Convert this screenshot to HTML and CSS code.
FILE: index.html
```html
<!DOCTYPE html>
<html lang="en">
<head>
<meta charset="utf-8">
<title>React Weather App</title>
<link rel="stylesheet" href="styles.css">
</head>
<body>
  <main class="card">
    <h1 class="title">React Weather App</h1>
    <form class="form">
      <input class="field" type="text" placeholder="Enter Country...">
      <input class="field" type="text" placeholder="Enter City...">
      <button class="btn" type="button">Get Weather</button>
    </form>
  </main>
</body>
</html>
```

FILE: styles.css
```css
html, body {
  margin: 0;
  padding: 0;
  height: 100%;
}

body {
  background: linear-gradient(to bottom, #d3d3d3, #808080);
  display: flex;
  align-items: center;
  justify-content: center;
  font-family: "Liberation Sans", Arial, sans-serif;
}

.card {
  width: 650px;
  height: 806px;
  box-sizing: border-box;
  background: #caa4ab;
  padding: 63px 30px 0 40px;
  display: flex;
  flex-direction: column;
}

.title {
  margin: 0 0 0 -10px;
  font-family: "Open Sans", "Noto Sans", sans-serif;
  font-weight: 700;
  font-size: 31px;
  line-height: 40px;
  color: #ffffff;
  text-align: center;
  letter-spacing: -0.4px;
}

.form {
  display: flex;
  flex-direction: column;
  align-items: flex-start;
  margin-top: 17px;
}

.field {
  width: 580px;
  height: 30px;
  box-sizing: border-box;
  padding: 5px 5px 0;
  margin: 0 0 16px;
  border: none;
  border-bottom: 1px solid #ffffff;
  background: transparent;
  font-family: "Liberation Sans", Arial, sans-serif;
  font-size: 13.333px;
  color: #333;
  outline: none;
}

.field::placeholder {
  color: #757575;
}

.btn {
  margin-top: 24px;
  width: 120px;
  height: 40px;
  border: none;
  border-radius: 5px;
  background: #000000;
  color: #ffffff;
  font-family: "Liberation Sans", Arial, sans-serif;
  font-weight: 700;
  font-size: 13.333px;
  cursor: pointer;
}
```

* Directions for this task
Each line of the material should be duplicated exactly, please.

* Answer to the problem
Convert this screenshot to HTML and CSS code.
FILE: index.html
```html
<!DOCTYPE html>
<html lang="en">
<head>
<meta charset="utf-8">
<title>React Weather App</title>
<link rel="stylesheet" href="styles.css">
</head>
<body>
  <main class="card">
    <h1 class="title">React Weather App</h1>
    <form class="form">
      <input class="field" type="text" placeholder="Enter Country...">
      <input class="field" type="text" placeholder="Enter City...">
      <button class="btn" type="button">Get Weather</button>
    </form>
  </main>
</body>
</html>
```

FILE: styles.css
```css
html, body {
  margin: 0;
  padding: 0;
  height: 100%;
}

body {
  background: linear-gradient(to bottom, #d3d3d3, #808080);
  display: flex;
  align-items: center;
  justify-content: center;
  font-family: "Liberation Sans", Arial, sans-serif;
}

.card {
  width: 650px;
  height: 806px;
  box-sizing: border-box;
  background: #caa4ab;
  padding: 63px 30px 0 40px;
  display: flex;
  flex-direction: column;
}

.title {
  margin: 0 0 0 -10px;
  font-family: "Open Sans", "Noto Sans", sans-serif;
  font-weight: 700;
  font-size: 31px;
  line-height: 40px;
  color: #ffffff;
  text-align: center;
  letter-spacing: -0.4px;
}

.form {
  display: flex;
  flex-direction: column;
  align-items: flex-start;
  margin-top: 17px;
}

.field {
  width: 580px;
  height: 30px;
  box-sizing: border-box;
  padding: 5px 5px 0;
  margin: 0 0 16px;
  border: none;
  border-bottom: 1px solid #ffffff;
  background: transparent;
  font-family: "Liberation Sans", Arial, sans-serif;
  font-size: 13.333px;
  color: #333;
  outline: none;
}

.field::placeholder {
  color: #757575;
}

.btn {
  margin-top: 24px;
  width: 120px;
  height: 40px;
  border: none;
  border-radius: 5px;
  background: #000000;
  color: #ffffff;
  font-family: "Liberation Sans", Arial, sans-serif;
  font-weight: 700;
  font-size: 13.333px;
  cursor: pointer;
}
```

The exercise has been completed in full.